Paul exhaled, and tried not to squirm. The capsule continued to rise at 750 feet per minute. How much longer was this going to take?
Ten minutes later, the ground controller radioed, “You’re approaching deployment height.”
Romo picked up his helmet. Paul grabbed his.
“Seeing this,” Romo said, as he indicted Earth. “It makes you think.”
“Yeah,” Paul said. “It does at that.”
“Where is Mexico and where is America?”
“Down there.”
“Si. Down there, together, one.”
The other three trainees glanced at Romo.
“You’re turning into a romantic,” Paul said.
“Maybe I am,” Romo said, with a thoughtful look on his hard features. “I’ve never seen the Earth like this. I have been thinking.”
“I suppose we all have,” Paul said.
The others nodded in agreement.
“It is too bad we must war on each other,” Romo said.
“It is what it is,” Paul said.
“Will men always fight and kill each other?” Romo asked, with uncharacteristic lines appearing in the man’s forehead.
“Seems like it to me. We’re not angels, although sometimes I wonder if we’re devils.”
“Si. I suppose you are right: men will always fight. It is too bad.” The former assassin sighed.
Paul wanted to needle Romo about his reflective moment, but he didn’t have it in him, not up here floating above Earth.
Quietly, with the clunk of metal, the five trainees donned their helmets.
Paul twisted his until he heard it latch. Then he began to check his suit’s seals. After he finished the rundown, he turned on the pressure unit, listening to it hiss. Once he opened the capsule’s hatch, the full-pressure suit would be his only protection until he reached the lower, safer levels of the atmosphere. The suit could protect him from extreme variations: from plus 100 degrees Fahrenheit to minus 90.
Checking a gauge, he saw that it had pressurized to 3.5 pounds per square inch, the rough equivalent of the atmospheric pressure at 35,000 feet. The suit would protect him from embolism, and it would prevent decompression sickness, or the “bends,” as he plummeted back to Earth.
He continued to check his equipment, making sure the chutes were in place and ready to deploy.
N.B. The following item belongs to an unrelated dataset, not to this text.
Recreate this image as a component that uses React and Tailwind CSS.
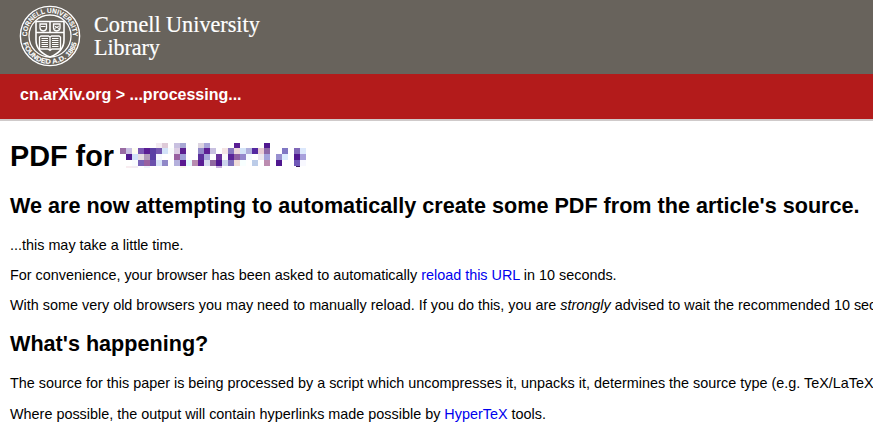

The five of them were thick bundles now, in this small compartment, five mortals in a place men had no right to be.
I’m not even an astronaut, a spaceman. I’m just an orbital dropping wannabe. He’d never expected something like this. Even though he was in his forties, it brought back some of that feeling of his twenties when he’d first joined the Marines. It was good to feel that, made him seem alive.